## DATA TO PROCESS
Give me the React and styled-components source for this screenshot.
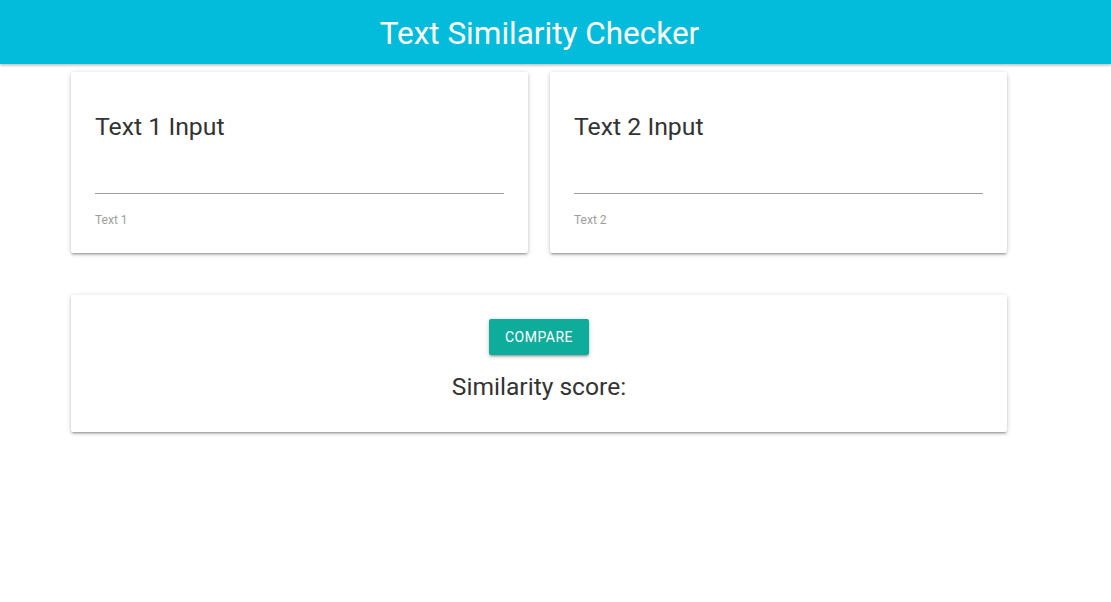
import React from "react";
import styled, { createGlobalStyle } from "styled-components";

const Global = createGlobalStyle`
  html, body { margin: 0; padding: 0; background: #fff; }
  body { font-family: Roboto, "Noto Sans", sans-serif; color: rgba(0,0,0,0.87); min-height: 602px; }
`;

const Header = styled.header`
  height: 64px;
  background: #03bbda;
  box-shadow: 0 2px 2px 0 rgba(0,0,0,0.14), 0 1px 3px 0 rgba(0,0,0,0.12);
  display: flex;
  align-items: center;
  justify-content: center;
  padding-right: 32px;
`;

const HeaderTitle = styled.h1`
  margin: 2px 0 0 0;
  font-size: 31.5px;
  font-weight: 400;
  color: #fff;
`;

const Container = styled.main`
  width: 936px;
  margin-left: 71px;
  padding-top: 8px;
  padding-bottom: 40px;
  display: flex;
  flex-direction: column;
  gap: 42px;
`;

const Row = styled.div`
  display: grid;
  grid-template-columns: 457px 457px;
  column-gap: 22px;
`;

const Card = styled.section`
  background: #fff;
  border-radius: 2px;
  box-shadow: 0 2px 2px 0 rgba(0,0,0,0.14), 0 3px 1px -2px rgba(0,0,0,0.12), 0 1px 5px 0 rgba(0,0,0,0.2);
`;

const InputCard = styled(Card)`
  height: 181px;
  padding: 39px 24px 0 24px;
  box-sizing: border-box;
`;

const CardTitle = styled.h2`
  margin: 0;
  font-size: 24.8px;
  font-weight: 400;
  line-height: 32px;
  color: #333;
`;

const Field = styled.div`
  margin-top: 50px;
  border-bottom: 1px solid #9e9e9e;
  height: 0;
`;

const Label = styled.div`
  margin-top: 19px;
  font-size: 12px;
  color: #9e9e9e;
`;

const CompareCard = styled(Card)`
  height: 137px;
  box-sizing: border-box;
  padding-top: 24px;
  display: flex;
  flex-direction: column;
  align-items: center;
`;

const Button = styled.button`
  width: 100px;
  height: 36px;
  border: none;
  border-radius: 2px;
  background: #0eac9a;
  color: #fff;
  font-family: Roboto, sans-serif;
  font-size: 14px;
  letter-spacing: 0.5px;
  text-transform: uppercase;
  box-shadow: 0 2px 2px 0 rgba(0,0,0,0.14), 0 3px 1px -2px rgba(0,0,0,0.12), 0 1px 5px 0 rgba(0,0,0,0.2);
  cursor: pointer;
`;

const Score = styled.div`
  margin-top: 16px;
  font-size: 24.6px;
  line-height: 32px;
  color: #333;
`;

export default function App() {
  return (
    <>
      <Global />
      <Header>
        <HeaderTitle>Text Similarity Checker</HeaderTitle>
      </Header>
      <Container>
        <Row>
          <InputCard>
            <CardTitle>Text 1 Input</CardTitle>
            <Field />
            <Label>Text 1</Label>
          </InputCard>
          <InputCard>
            <CardTitle>Text 2 Input</CardTitle>
            <Field />
            <Label>Text 2</Label>
          </InputCard>
        </Row>
        <CompareCard>
          <Button>Compare</Button>
          <Score>Similarity score:</Score>
        </CompareCard>
      </Container>
    </>
  );
}
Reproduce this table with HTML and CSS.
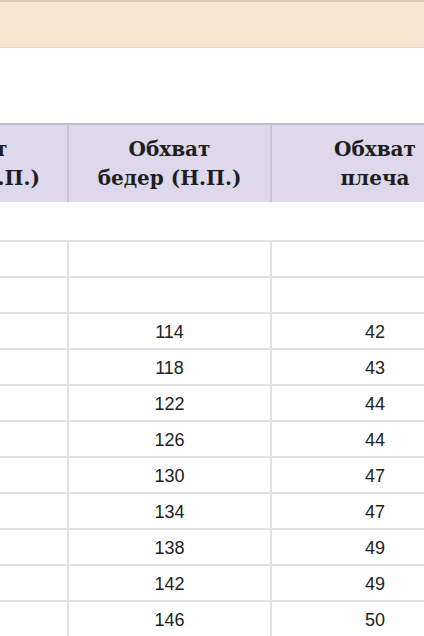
FILE: index.html
```html
<!DOCTYPE html>
<html lang="ru">
<head>
<meta charset="utf-8">
<title>Таблица размеров</title>
<link rel="stylesheet" href="styles.css">
</head>
<body>
<div class="page">
  <div class="topline"></div>
  <div class="banner"></div>
  <div class="blank"></div>
  <div class="sheet">
    <div class="hcell">Обхват<br>талии (Н.П.)</div>
    <div class="hcell">Обхват<br>бедер (Н.П.)</div>
    <div class="hcell">Обхват<br>плеча</div>

    <div class="gap"></div>

    <div class="cell"></div><div class="cell"></div><div class="cell"></div>
    <div class="cell"></div><div class="cell"></div><div class="cell"></div>
    <div class="cell"></div><div class="cell">114</div><div class="cell">42</div>
    <div class="cell"></div><div class="cell">118</div><div class="cell">43</div>
    <div class="cell"></div><div class="cell">122</div><div class="cell">44</div>
    <div class="cell"></div><div class="cell">126</div><div class="cell">44</div>
    <div class="cell"></div><div class="cell">130</div><div class="cell">47</div>
    <div class="cell"></div><div class="cell">134</div><div class="cell">47</div>
    <div class="cell"></div><div class="cell">138</div><div class="cell">49</div>
    <div class="cell"></div><div class="cell">142</div><div class="cell">49</div>
    <div class="cell"></div><div class="cell">146</div><div class="cell">50</div>
  </div>
</div>
</body>
</html>
```
FILE: styles.css
```css
html, body {
  margin: 0;
  padding: 0;
  background: #ffffff;
}
body {
  width: 424px;
  height: 636px;
  overflow: hidden;
}
.page {
  display: flex;
  flex-direction: column;
}
.topline {
  height: 2px;
  background: #d9c9c1;
}
.banner {
  height: 45px;
  background: #f9e6d1;
  border-bottom: 1px solid #e3ddd4;
}
.blank {
  height: 75px;
}
.sheet {
  margin-left: -134px;
  display: grid;
  grid-template-columns: 203px 203px 208px;
  border-top: 2px solid #c3bfc8;
}
.hcell {
  box-sizing: border-box;
  height: 77px;
  background: #ddd8eb;
  border-right: 2px solid #cbc5d8;
  display: flex;
  align-items: center;
  justify-content: center;
  text-align: center;
  font-family: "DejaVu Serif", "Liberation Serif", serif;
  font-weight: bold;
  font-size: 20px;
  line-height: 29px;
  color: #1e1e1e;
  padding-top: 1px;
}
.gap {
  grid-column: 1 / -1;
  height: 38px;
  border-bottom: 2px solid #e1e1e1;
}
.cell {
  box-sizing: border-box;
  height: 36px;
  border-right: 2px solid #e1e1e1;
  border-bottom: 2px solid #e1e1e1;
  display: flex;
  align-items: center;
  justify-content: center;
  font-family: "Liberation Sans", Arial, sans-serif;
  font-size: 18px;
  color: #222222;
  padding-top: 2px;
}
```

## WRITTEN EXERCISE
Count every line in the preceding entries where the string "React" appears, then state only the total.

## RESULT
2